Saturday, October 27, 2007
Get Out: 'The Roots of Hip-Hop'
Video
Want to go?
- What: "And It Won't Stop ... The Roots of Hip-Hop"
- Where: Roanoke main library, 706 S. Jefferson St., Roanoke
- When: 3:30 to 6 p.m. today
- Cost: Free, with refreshments
Hip-hop, to the young scientists who study it, is more than a style of music.
It is a volatile compound made up of several elements: break dancing and graffiti, emceeing (on a microphone) and DJ-ing (on a turntable).
Put another way: "Hip-hop is a lifestyle," says River Laker, development coordinator for Roanoke public libraries.
In celebration of this lifestyle and its multiple expressions, Laker helped arrange today's hip-hop retrospective at Roanoke's main library titled "And It Won't Stop ... The Roots of Hip-Hop."

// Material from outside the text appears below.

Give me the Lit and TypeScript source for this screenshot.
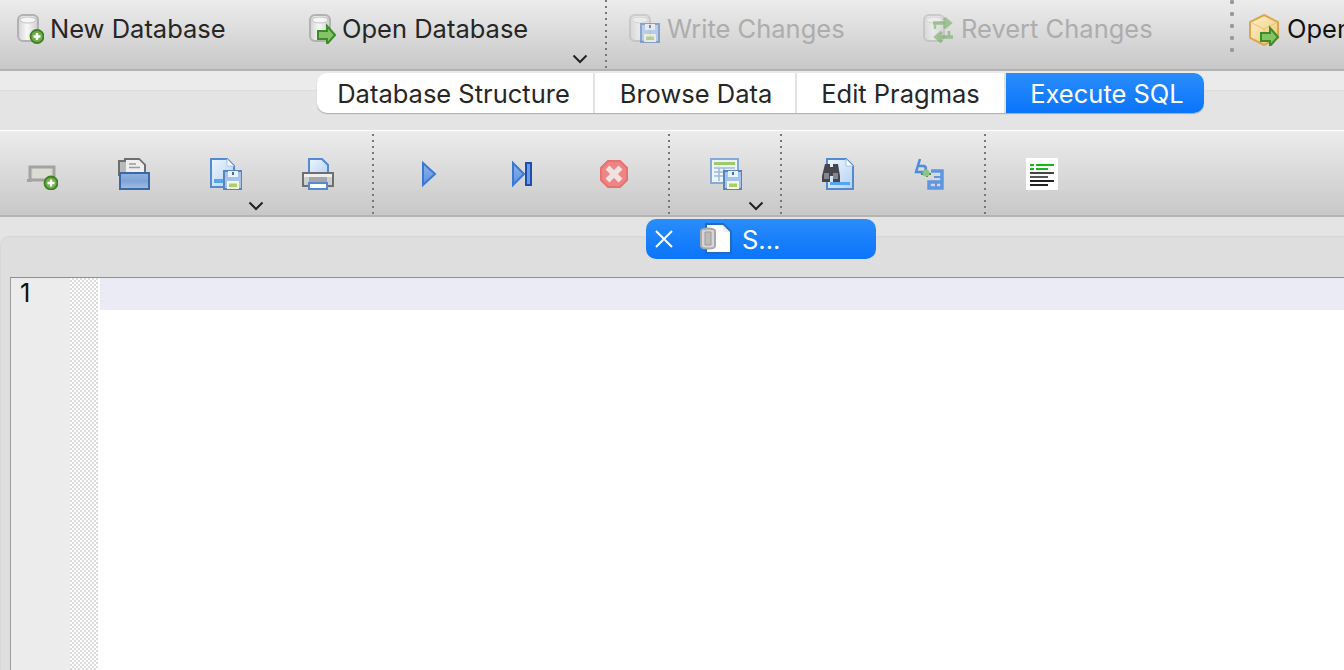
import { LitElement, html, css, svg } from "lit";
import { customElement } from "lit/decorators.js";

const defs = svg`<defs>
  <linearGradient id="cy" x1="0" x2="1" y1="0" y2="0"><stop offset="0" stop-color="#d2d2d2"/><stop offset=".45" stop-color="#f8f8f8"/><stop offset="1" stop-color="#cdcdcd"/></linearGradient>
  <linearGradient id="blu" x1="0" x2="0" y1="0" y2="1"><stop offset="0" stop-color="#8fb3e0"/><stop offset=".5" stop-color="#7ea4d6"/><stop offset="1" stop-color="#a3bfe3"/></linearGradient>
  <linearGradient id="pg" x1="0" x2="1" y1="0" y2="1"><stop offset="0" stop-color="#eef5fd"/><stop offset="1" stop-color="#b3d2f4"/></linearGradient>
  <linearGradient id="rb" x1="0" x2="1" y1="0" y2="1"><stop offset="0" stop-color="#fdf3cf"/><stop offset="1" stop-color="#ecc56f"/></linearGradient>
  <linearGradient id="pl" x1="0" x2="0" y1="0" y2="1"><stop offset="0" stop-color="#8ab3ea"/><stop offset="1" stop-color="#5f92dc"/></linearGradient>
</defs>`;
const cyl = (o = 1) => svg`<g opacity="${o}">
  <rect x="2" y="1" width="20" height="26" rx="5" fill="url(#cy)" stroke="#b2b2b2" stroke-width="2"/>
  <ellipse cx="12" cy="6" rx="8" ry="3" fill="#f6f6f6" stroke="#c4c4c4"/>
</g>`;
const plus = (x: number, y: number, r = 6.500) => svg`<circle cx="${x}" cy="${y}" r="${r}" fill="#6fae4f" stroke="#3f7f20" stroke-width="1.800"/><path d="M${x - 3.500} ${y}h7M${x} ${y - 3.500}v7" stroke="#fff" stroke-width="2.400"/>`;
const arrow = (x: number, y: number) => svg`<path d="M${x} ${y - 4}h9v-5l8 9-8 9v-5h-9z" fill="#86c266" stroke="#3c8c28" stroke-width="2"/>`;
const floppy = (x: number, y: number, o = 1) => svg`<g opacity="${o}" transform="translate(${x} ${y})">
  <path d="M1 1h18v18h-18z" fill="#a4c3ea" stroke="#5a83bd" stroke-width="2"/><path d="M5 1h10v6h-10z" fill="#eaf2fb"/><path d="M9 2h2v3h-2z" fill="#456fa8"/>
  <path d="M4 11h12v8h-12z" fill="#f2f6ea"/><path d="M6 13.500h8v3.500h-8z" fill="#a7cf6a"/></g>`;
const page = (x: number, y: number, w = 25, h = 30) => svg`<g transform="translate(${x} ${y})"><path d="M1 1h${w - 9}l7 7v${h - 9}h-${w - 2}z" fill="url(#pg)" stroke="#5489d4" stroke-width="2"/><path d="M${w - 8} 1v7h7" fill="#fff" stroke="#a9c7ec"/></g>`;

const icons: Record<string, unknown> = {
  newdb: svg`<svg class="i28" viewBox="0 0 28 30">${defs}${cyl()}${plus(21, 22.500)}</svg>`,
  opendb: svg`<svg class="i28" viewBox="0 0 28 30">${defs}${cyl()}${arrow(10, 21)}</svg>`,
  write: svg`<svg class="i32 wide" viewBox="0 0 32 30">${defs}${cyl(.5)}${floppy(12, 9, .65)}</svg>`,
  revert: svg`<svg class="i32 wide" viewBox="0 0 32 30">${defs}${cyl(.5)}<g opacity=".5" fill="none" stroke="#5aa346" stroke-width="3.500"><path d="M11 9h16M22 4l6 5-6 5"/><path d="M31 23H15M20 18l-6 5 6 5"/><path d="M13 10v5M27 17v5" stroke-width="2.500"/></g></svg>`,
  openprj: svg`<svg class="i32" viewBox="0 0 32 32">${defs}<path d="M16 1l14 7v16l-14 7-14-7V8z" fill="url(#rb)" stroke="#dba64e" stroke-width="2"/><path d="M4 9l12 6 12-6M16 15v8" fill="none" stroke="#e6c272"/>${arrow(13, 23)}</svg>`,
  rec: svg`<svg class="i32" viewBox="0 0 32 32">${defs}<path d="M1 22.500h3V9h24v13H5" fill="#d6d6cf" stroke="#a3a3a3" stroke-width="3"/><path d="M7 11h18v9H7z" fill="#dcdcd4"/>${plus(25, 25, 6.500)}</svg>`,
  open: svg`<svg class="i32" viewBox="0 0 32 32">${defs}<path d="M1 3h6V1h14l6 6v10H1z" fill="#b9b9b9" stroke="#6e6e6e" stroke-width="2"/><path d="M8 2h13l5 5v10H8z" fill="#efefef"/><path d="M11 6h7M11 9.500h11" stroke="#9a9a9a" stroke-width="1.500"/><path d="M2 15h29v16H2z" fill="url(#blu)" stroke="#3b68a8" stroke-width="2"/></svg>`,
  save: svg`<svg class="i32" viewBox="0 0 32 32">${defs}${page(0, 0)}<path d="M4 21h9v4H4z" fill="#55a6ee"/>${floppy(13, 12)}</svg>`,
  print: svg`<svg class="i32" viewBox="0 0 32 32">${defs}<path d="M7 1h13l6 6v12H7z" fill="url(#pg)" stroke="#5489d4" stroke-width="2"/><path d="M1 15h30v13H1z" fill="#cfcfcf" stroke="#6f6f6f" stroke-width="2"/><path d="M2 16h28v3H2z" fill="#efefef"/><path d="M7 19h18v6H7z" fill="#a6a6a6"/><path d="M7 25h18v6H7z" fill="#fff" stroke="#5489d4" stroke-width="2"/></svg>`,
  play: svg`<svg class="i32" viewBox="0 0 32 32">${defs}<path d="M9 5l12 11L9 27z" fill="url(#pl)" stroke="#3b78d2" stroke-width="2"/></svg>`,
  step: svg`<svg class="i32" viewBox="0 0 32 32">${defs}<path d="M7 5l11 11L7 27z" fill="url(#pl)" stroke="#3b78d2" stroke-width="2"/><path d="M20 5h5v22h-5z" fill="#6f9ce0" stroke="#1c4db2" stroke-width="2"/></svg>`,
  stop: svg`<svg class="i32" viewBox="0 0 32 32"><path d="M10 3h12l7 7v12l-7 7H10l-7-7V10z" fill="#ed8585" stroke="#e87070" stroke-width="2"/><path d="M9.500 9.500l13 13M22.500 9.500l-13 13" stroke="#f1e2e2" stroke-width="5.500"/></svg>`,
  saveres: svg`<svg class="i32" viewBox="0 0 32 32">${defs}<path d="M1 1h27v24H1z" fill="#eef4fb" stroke="#86a9d8" stroke-width="2"/><path d="M4 4h21v3H4z" fill="#9ecb6a"/><path d="M4 10h21M4 14h10M4 18h10M9 10v13M14 10v13" stroke="#9db9df" stroke-width="1.500"/>${floppy(13, 12)}</svg>`,
  find: svg`<svg class="i32" viewBox="0 0 32 32">${defs}${page(4, 0, 28, 32)}<path d="M8 24h20v3H8z" fill="#55a6ee"/><path d="M3 6h5v3h3V6h5l2 12v6h-7v-6h-3v6H0v-6z" fill="#46464e"/><path d="M2 15h5v6H2zM11 15h5v6h-5z" fill="#85858d"/></svg>`,
  replace: svg`<svg class="i32" viewBox="0 0 32 32"><g fill="none" stroke="#4a8ce0" stroke-width="2.500"><path d="M6 1L2 14h7c3 0 4-5 1-6H5"/></g><path d="M7 16h10M13 12v7" stroke="#3d8a3a" stroke-width="2"/><circle cx="12" cy="15" r="3.500" fill="#8cc28c"/><g fill="none" stroke="#5d97e4" stroke-width="3.500"><path d="M17 13h11v17H15v-6h12"/><path d="M20 19h8M22 24v6" stroke-width="2"/></g></svg>`,
  format: svg`<svg class="crisp i32" viewBox="0 0 32 32"><path d="M0 0h32v32H0z" fill="#fff"/><path d="M4 6h4v2H4zM10 6h18v2H10zM4 10h4v2H4zM10 10h12v2H10z" fill="#11bb11"/><path d="M4 14h24v2H4z" fill="#444"/><path d="M4 18h18v2H4z" fill="#555"/><path d="M4 22h24v2H4z" fill="#222"/><path d="M4 26h18v2H4z" fill="#222"/></svg>`,
  doc: svg`<svg class="i32" viewBox="0 0 32 32"><path d="M6 1h17l8 8v21H6z" fill="#fff" stroke="#2168c8" stroke-width="2"/><path d="M23 2v7h7" fill="#e8eef6"/><path d="M1 8c0-2 2-2.500 7-2.500s7 .5 7 2.500v15c0 2-2 2.500-7 2.500s-7-.5-7-2.500z" fill="#d6d6d6" stroke="#a8a8a8" stroke-width="2"/><path d="M5 9h6v13H5z" fill="#bcbcbc" stroke="#9b9b9b"/></svg>`,
};
const chev = html`<svg class="chev" viewBox="0 0 16 10"><path d="M1.500 1.500L8 8l6.500-6.500" fill="none" stroke="#222" stroke-width="2"/></svg>`;

@customElement("app-root")
export class AppRoot extends LitElement {
  static styles = css`
    :host { display: block; width: 1344px; height: 670px; overflow: hidden; background: #e4e4e4; font-family: Inter, "Liberation Sans", sans-serif; font-size: 25.5px; color: #262626; }
    svg { display: block; flex: none; }
    .i28 { width: 28px; height: 30px; filter: blur(.35px); }
    .i32 { width: 32px; height: 32px; filter: blur(.35px); }
    .i32.crisp { filter: none; }
    .i32.wide { height: 30px; }
    .chev { width: 16px; height: 10px; }

    .bar { display: flex; overflow: hidden; background: linear-gradient(#ececec, #c8c8c8); }
    .top { height: 69px; border-bottom: 2px solid #b2b2b2; }
    .second { height: 84px; border-top: 1px solid #fff; border-bottom: 2px solid #b4b4b4; }

    .tool { flex: none; box-sizing: border-box; display: flex; align-items: flex-start; gap: 6px; padding-top: 14px; line-height: 30px; white-space: nowrap; }
    .tool.off { color: #adadad; gap: 7px; }
    .t-new { width: 308px; padding-left: 16px; }
    .t-open { width: 264px; }
    .t-write { width: 315px; padding-left: 21px; }
    .t-revert { width: 308px; }
    .t-prj { padding-left: 14px; color: #111; gap: 7px; }
    .menu { flex: none; align-self: flex-end; margin: 0 17px 5px 0; }

    .sep { flex: none; width: 2px; height: 81px; margin-top: 3px; background: linear-gradient(#777 0 2px, transparent 2px) 0 0 / 2px 6px repeat-y; }
    .top .sep.a { height: 68px; margin-top: 0; }
    .top .sep.b { width: 4px; height: 52px; margin-top: 0; background: radial-gradient(circle at 2px 2px, #999 2px, transparent 2.300px) 0 0 / 4px 12px repeat-y; }

    .tabband { height: 59px; display: flex; padding: 2px 0 0 317px; background: linear-gradient(#ebebeb 0 19px, #dcdcdc 19px 20px, #e4e4e4 20px); box-sizing: border-box; }
    .tabs { display: flex; height: 40px; background: #fff; border-radius: 10px; overflow: hidden; box-shadow: 0 1px 1px rgba(0,0,0,.25); }
    .tab { display: flex; align-items: center; justify-content: center; box-sizing: border-box; padding-top: 1px; border-right: 2px solid #e2e2e2; }
    .tab.w1 { width: 278px; padding-right: 3px; }
    .tab.w2 { width: 202px; padding-left: 2px; }
    .tab.w3 { width: 209px; }
    .tab.on { width: 198px; padding-left: 4px; background: linear-gradient(#2a8dfb, #0a74fb); color: #fff; border-right: 0; }

    .group { display: flex; gap: 60px; padding: 27px 38px 0 40px; position: relative; }
    .group.first { padding-left: 26px; }
    .slot { position: relative; width: 32px; height: 32px; }
    .slot .chev { position: absolute; left: 38px; top: 43px; }

    .widget { padding-top: 19px; }
    .panel { height: 434px; box-sizing: border-box; padding-left: 9px; background: linear-gradient(#dcdcdc, #dedede 3px); border-top: 1px solid #d6d6d6; border-left: 1px solid #d8d8d8; border-radius: 9px 0 0 0; }
    .doctab { width: 230px; height: 40px; margin: -18px 0 18px 636px; border-radius: 10px; background: linear-gradient(#2a8dfb, #0a74fb); color: #fff; display: flex; align-items: center; box-sizing: border-box; padding-left: 8px; }
    .x { width: 20px; height: 20px; margin-right: 26px; }
    .doctab .i32 { margin-right: 10px; }

    .editor { height: 393px; display: flex; border-top: 1px solid #8f8f8f; border-left: 1px solid #9d9d9d; background: #fff; }
    .gutter { width: 59px; flex: none; background: #ececec; line-height: 30px; color: #111; padding-left: 9px; box-sizing: border-box; }
    .fold { width: 28px; flex: none; margin-right: 2px; background-color: #fff; background-image: conic-gradient(#dcdcdc 25%, #fff 0 50%, #dcdcdc 0 75%, #fff 0); background-size: 4px 4px; }
    .code { flex: 1; }
    .current { height: 32px; background: #ebebf5; }
  `;

  slotIcon(icon: string, menu = false) {
    return html`<div class="slot">${icons[icon]}${menu ? chev : ""}</div>`;
  }

  render() {
    return html`
      <div class="bar top">
        <div class="tool t-new">${icons.newdb}New Database</div>
        <div class="tool t-open">${icons.opendb}Open Database</div>
        <div class="menu">${chev}</div>
        <div class="sep a"></div>
        <div class="tool off t-write">${icons.write}Write Changes</div>
        <div class="tool off t-revert">${icons.revert}Revert Changes</div>
        <div class="sep b"></div>
        <div class="tool t-prj">${icons.openprj}Open Project</div>
      </div>
      <div class="tabband">
        <div class="tabs">
          <div class="tab w1">Database Structure</div>
          <div class="tab w2">Browse Data</div>
          <div class="tab w3">Edit Pragmas</div>
          <div class="tab on">Execute SQL</div>
        </div>
      </div>
      <div class="bar second">
        <div class="group first">${this.slotIcon("rec")}${this.slotIcon("open")}${this.slotIcon("save", true)}${this.slotIcon("print")}</div>
        <div class="sep"></div>
        <div class="group">${this.slotIcon("play")}${this.slotIcon("step")}${this.slotIcon("stop")}</div>
        <div class="sep"></div>
        <div class="group">${this.slotIcon("saveres", true)}</div>
        <div class="sep"></div>
        <div class="group">${this.slotIcon("find")}${this.slotIcon("replace")}</div>
        <div class="sep"></div>
        <div class="group">${this.slotIcon("format")}</div>
      </div>
      <div class="widget">
        <div class="panel">
          <div class="doctab">
            <svg class="x" viewBox="0 0 20 20"><path d="M2 2l16 16M18 2L2 18" stroke="#fff" stroke-width="2"/></svg>
            ${icons.doc}S...
          </div>
          <div class="editor">
            <div class="gutter">1</div>
            <div class="fold"></div>
            <div class="code"><div class="current"></div></div>
          </div>
        </div>
      </div>
    `;
  }
}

The extravaganza offers music, spray-paint art and linoleum for the break dancers to spin on. Listening stations and a photo exhibit will trace the form's history. All of which may broaden the local understanding of hip-hop.
"All I want to do is show people what they're missing," said a dancer known as Off da Hook, a leading member of Black Out Entertainment, a local underground artists group that will be well represented today.
And why at the library?
"We're trying to make them cultural centers," Laker said. "Hip-hop is important to popular culture."